Return the count of lines with the string "index" in them, and nothing else.

** start of Recorded data **

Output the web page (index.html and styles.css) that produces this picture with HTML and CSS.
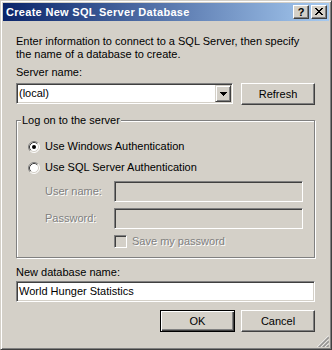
FILE: index.html
```html
<!DOCTYPE html>
<html>
<head>
<meta charset="utf-8">
<link rel="stylesheet" href="styles.css">
</head>
<body>
<div class="window">
  <div class="titlebar">
    <div class="title">Create New SQL Server Database</div>
    <div class="tbtns">
      <div class="tbtn help">?</div>
      <div class="tbtn">
        <svg width="8" height="7" viewBox="0 0 8 7" shape-rendering="crispEdges"><path d="M0 0h2v1h-2zM6 0h2v1h-2zM1 1h2v1h-2zM5 1h2v1h-2zM2 2h4v1h-4zM3 3h2v1h-2zM2 4h4v1h-4zM1 5h2v1h-2zM5 5h2v1h-2zM0 6h2v1h-2zM6 6h2v1h-2z" fill="#000"/></svg>
      </div>
    </div>
  </div>
  <div class="content">
    <p class="intro">Enter information to connect to a SQL Server, then specify the name of a database to create.</p>
    <div class="label">Server name:</div>
    <div class="server-row">
      <div class="combo">
        <div class="combo-text">(local)</div>
        <div class="drop-btn">
          <svg width="7" height="4" viewBox="0 0 7 4" shape-rendering="crispEdges"><path d="M0 0h7v1h-7zM1 1h5v1h-5zM2 2h3v1h-3zM3 3h1v1h-1z" fill="#000"/></svg>
        </div>
      </div>
      <div class="btn refresh">Refresh</div>
    </div>
    <fieldset class="group">
      <legend class="legend">Log on to the server</legend>
      <div class="radio-row first">
        <svg class="radio" width="12" height="12" viewBox="0 0 12 12">
          <circle cx="6" cy="6" r="5" fill="#fff"/>
          <path d="M2.11 9.89A5.5 5.5 0 0 1 9.89 2.11" fill="none" stroke="#808080"/>
          <path d="M9.89 2.11A5.5 5.5 0 0 1 2.11 9.89" fill="none" stroke="#fff"/>
          <path d="M2.82 9.18A4.5 4.5 0 0 1 9.18 2.82" fill="none" stroke="#404040"/>
          <path d="M9.18 2.82A4.5 4.5 0 0 1 2.82 9.18" fill="none" stroke="#D4D0C8"/>
          <circle cx="6" cy="6" r="2" fill="#000"/>
        </svg>
        <span>Use Windows Authentication</span>
      </div>
      <div class="radio-row second">
        <svg class="radio" width="12" height="12" viewBox="0 0 12 12">
          <circle cx="6" cy="6" r="5" fill="#fff"/>
          <path d="M2.11 9.89A5.5 5.5 0 0 1 9.89 2.11" fill="none" stroke="#808080"/>
          <path d="M9.89 2.11A5.5 5.5 0 0 1 2.11 9.89" fill="none" stroke="#fff"/>
          <path d="M2.82 9.18A4.5 4.5 0 0 1 9.18 2.82" fill="none" stroke="#404040"/>
          <path d="M9.18 2.82A4.5 4.5 0 0 1 2.82 9.18" fill="none" stroke="#D4D0C8"/>
        </svg>
        <span>Use SQL Server Authentication</span>
      </div>
      <div class="field-row user">
        <div class="field-label disabled">User name:</div>
        <div class="textbox disabled-box"></div>
      </div>
      <div class="field-row pass">
        <div class="field-label disabled">Password:</div>
        <div class="textbox disabled-box"></div>
      </div>
      <div class="check-row">
        <div class="checkbox"></div>
        <span class="disabled">Save my password</span>
      </div>
    </fieldset>
    <div class="label db-label">New database name:</div>
    <div class="textbox db-input">World Hunger Statistics</div>
    <div class="button-row">
      <div class="btn default">OK</div>
      <div class="btn cancel">Cancel</div>
    </div>
  </div>
  <svg class="grip" width="12" height="12" viewBox="0 0 12 12">
    <path d="M0.5 12L12 0.5M4.5 12L12 4.5M8.5 12L12 8.5" stroke="#fff" fill="none"/>
    <path d="M1.5 12L12 1.5M2.5 12L12 2.5M5.5 12L12 5.5M6.5 12L12 6.5M9.5 12L12 9.5M10.5 12L12 10.5" stroke="#808080" fill="none"/>
  </svg>
</div>
</body>
</html>
```

FILE: styles.css
```css
html, body {
  margin: 0;
  padding: 0;
  background: #D4D0C8;
}

.window {
  position: relative;
  width: 332px;
  height: 350px;
  box-sizing: border-box;
  background: #D4D0C8;
  border: 1px solid;
  border-color: #D4D0C8 #404040 #404040 #D4D0C8;
  box-shadow: inset 1px 1px #fff, inset -1px -1px #808080;
  padding: 2px;
  font-family: "Liberation Sans", Arial, sans-serif;
  font-size: 11px;
  color: #000;
}

.titlebar {
  height: 18px;
  display: flex;
  align-items: center;
  padding: 0 2px 0 3px;
  background: linear-gradient(to right, #0A246A, #A6CAF0);
  color: #fff;
  font-weight: bold;
}

.title {
  flex: 1;
  line-height: 18px;
  white-space: nowrap;
  letter-spacing: 0.3px;
}

.tbtns {
  display: flex;
  gap: 2px;
}

.tbtn {
  width: 16px;
  height: 14px;
  box-sizing: border-box;
  background: #D4D0C8;
  border: 1px solid;
  border-color: #fff #404040 #404040 #fff;
  box-shadow: inset -1px -1px #808080;
  display: flex;
  align-items: center;
  justify-content: center;
  color: #000;
  font-weight: bold;
  font-size: 11px;
  line-height: 12px;
}

.tbtn svg {
  display: block;
  margin-top: -1px;
}

.content {
  padding: 14px 14px 0 13px;
}

.intro {
  margin: 0;
  line-height: 13px;
}

.label {
  line-height: 13px;
  margin-top: 5px;
}

.server-row {
  display: flex;
  gap: 8px;
  margin-top: 4px;
}

.combo {
  width: 217px;
  height: 21px;
  box-sizing: border-box;
  background: #fff;
  border: 1px solid;
  border-color: #808080 #fff #fff #808080;
  box-shadow: inset 1px 1px #404040, inset -1px -1px #D4D0C8;
  padding: 1px;
  display: flex;
  align-items: center;
}

.combo-text {
  flex: 1;
  padding-left: 1px;
  line-height: 13px;
}

.drop-btn {
  width: 16px;
  height: 17px;
  box-sizing: border-box;
  background: #D4D0C8;
  border: 1px solid;
  border-color: #D4D0C8 #404040 #404040 #D4D0C8;
  box-shadow: inset 1px 1px #fff, inset -1px -1px #808080;
  display: flex;
  align-items: center;
  justify-content: center;
}

.drop-btn svg {
  display: block;
}

.btn {
  height: 22px;
  box-sizing: border-box;
  background: #D4D0C8;
  border: 1px solid;
  border-color: #fff #404040 #404040 #fff;
  box-shadow: inset -1px -1px #808080;
  display: flex;
  align-items: center;
  justify-content: center;
  line-height: 13px;
}

.refresh {
  width: 74px;
}

.group {
  margin: 9px 0 0;
  padding: 0 11px 9px;
  border: 1px solid #808080;
  box-shadow: inset 1px 1px #fff, 1px 1px #fff;
  min-width: 0;
}

.legend {
  margin-left: -7px;
  padding: 0 1px;
  line-height: 13px;
  background: #D4D0C8;
}

.radio-row {
  display: flex;
  align-items: center;
  gap: 5px;
  height: 13px;
  line-height: 13px;
}

.radio-row.first {
  margin-top: 13px;
}

.radio-row.second {
  margin-top: 8px;
}

.radio {
  display: block;
  flex: none;
}

.field-row {
  display: flex;
  align-items: center;
}

.field-row.user {
  margin-top: 7px;
}

.field-row.pass {
  margin-top: 6px;
}

.field-label {
  width: 86px;
  padding-left: 17px;
  box-sizing: border-box;
  line-height: 13px;
  white-space: nowrap;
  flex: none;
}

.disabled {
  color: #808080;
  text-shadow: 1px 1px 0 #fff;
}

.textbox {
  height: 21px;
  box-sizing: border-box;
  background: #fff;
  border: 1px solid;
  border-color: #808080 #fff #fff #808080;
  box-shadow: inset 1px 1px #404040, inset -1px -1px #D4D0C8;
  padding: 1px 2px;
  line-height: 17px;
}

.field-row .textbox {
  flex: 1;
}

.disabled-box {
  background: #D4D0C8;
}

.check-row {
  display: flex;
  align-items: center;
  gap: 5px;
  margin-top: 6px;
  padding-left: 86px;
  height: 13px;
  line-height: 13px;
}

.checkbox {
  width: 13px;
  height: 13px;
  box-sizing: border-box;
  background: #D4D0C8;
  border: 1px solid;
  border-color: #808080 #fff #fff #808080;
  box-shadow: inset 1px 1px #404040, inset -1px -1px #D4D0C8;
  flex: none;
}

.db-label {
  margin-top: 8px;
}

.db-input {
  margin-top: 2px;
}

.button-row {
  display: flex;
  justify-content: flex-end;
  gap: 6px;
  margin-top: 8px;
}

.btn.default {
  width: 75px;
  border: 1px solid #000;
  box-shadow: inset 1px 1px #fff, inset -1px -1px #404040, inset -2px -2px #808080;
}

.btn.cancel {
  width: 74px;
}

.grip {
  position: absolute;
  right: 2px;
  bottom: 2px;
  display: block;
}
```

** end of Recorded data **

## [Task output]
2